The brief also argues that the court should grant certiorari to address the constitutionality of the trial court's injunction, which is based on the Coastal Act's requirement that landowners may not take any action that would affect the "intensity" of the public's use or access to the Pacific Ocean, including exercising the fundamental right to exclude others, without first obtaining a coastal development permit. According to Khosla's brief, "[b]y counter-intuitively interpreting a reduction in the intensity of use occasioned by exercising a previously unexercised right to exclude as 'development,' the decision below interprets the Coastal Act to simply demand a public easement (not to mention continued operation of a business at a loss and compelled speech) unless and until petitioner can obtain a permit."

Finally, the brief argues that treating the painting over of a preexisting sign that advertised public access to the land as unpermitted "development" because changing how the sign advertises access might decrease the "intensity" of use or access to the Pacific Ocean is compelled speech prohibited by the First Amendment.

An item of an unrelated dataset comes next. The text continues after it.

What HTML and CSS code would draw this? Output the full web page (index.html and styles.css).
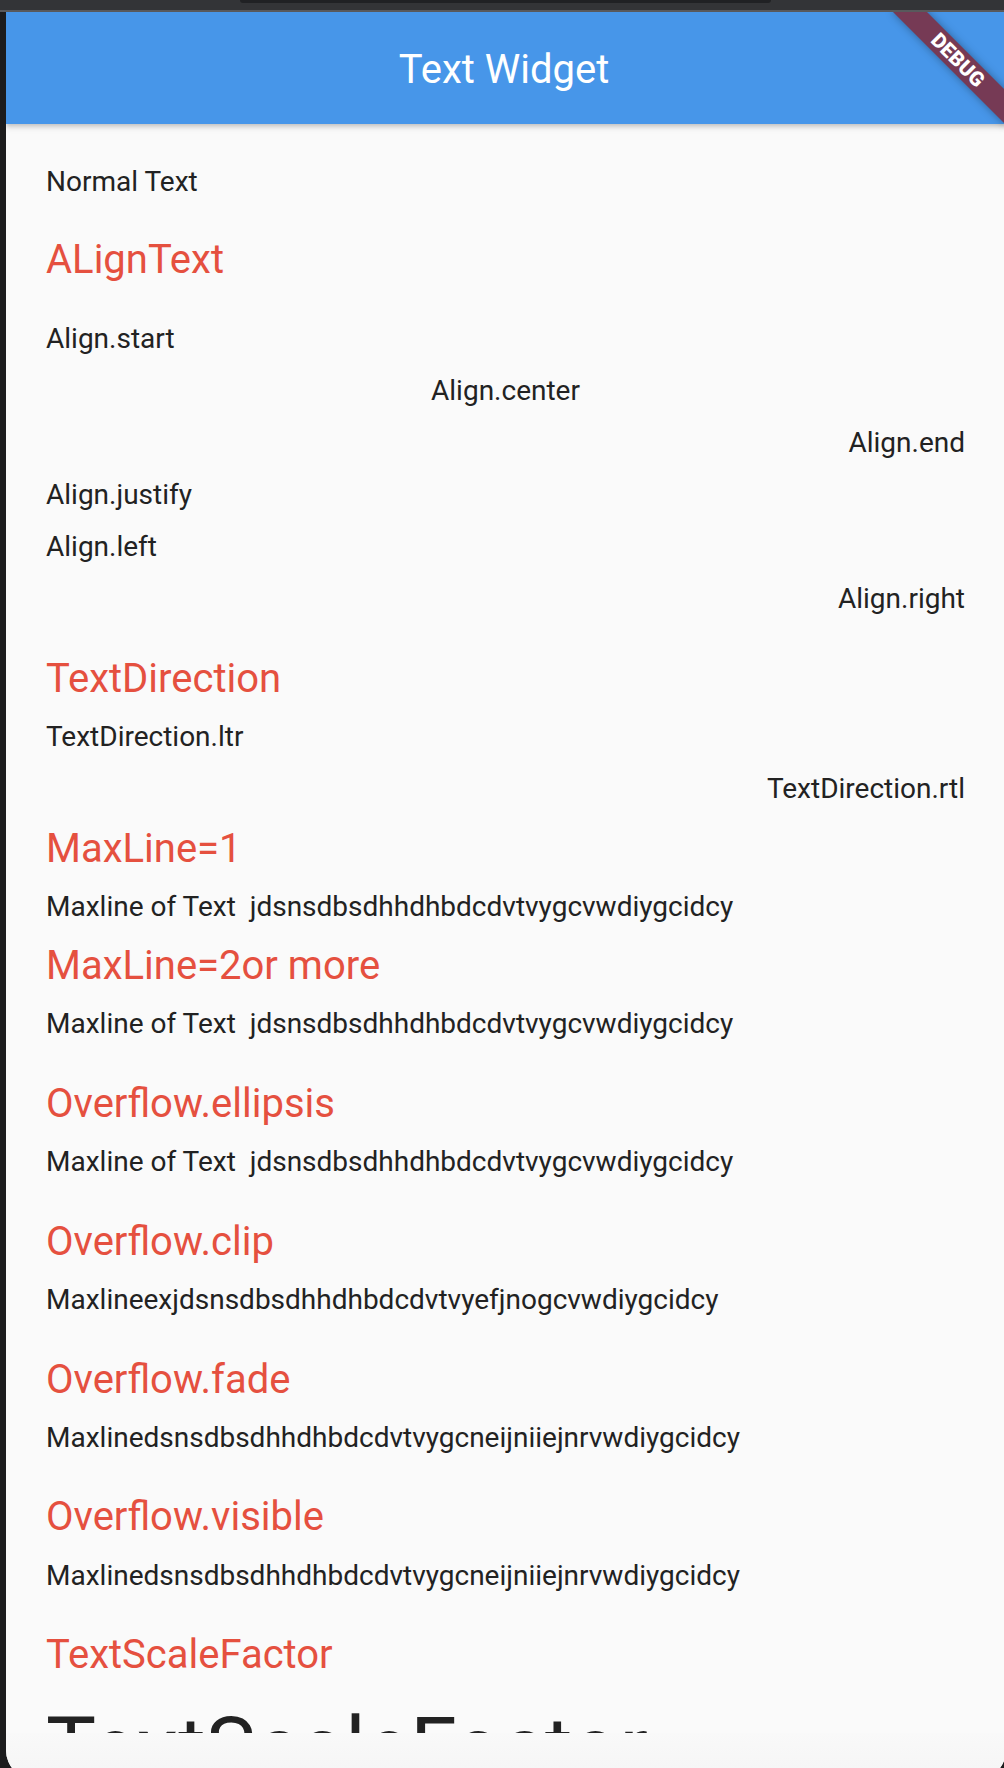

Commentators often suggest that, given the roughly 8,000 certiorari petitions the Supreme Court receives each year, granting certiorari in a particular case unlikely. But that unhelpful generic analogy is something like suggesting that a particular student might not be accepted to a desirable university because of its low acceptance rate. Some students are stronger on paper than others, and generalized statistics about the probability of acceptance simply do not apply. Although Vinod Khosla has not received a final decision on a coastal development permit, much less applied for one, he has presented a compelling petition for certiorari addressing critical property rights issues that appears to have high odds of being granted, and I suspect his petition will be granted later this term.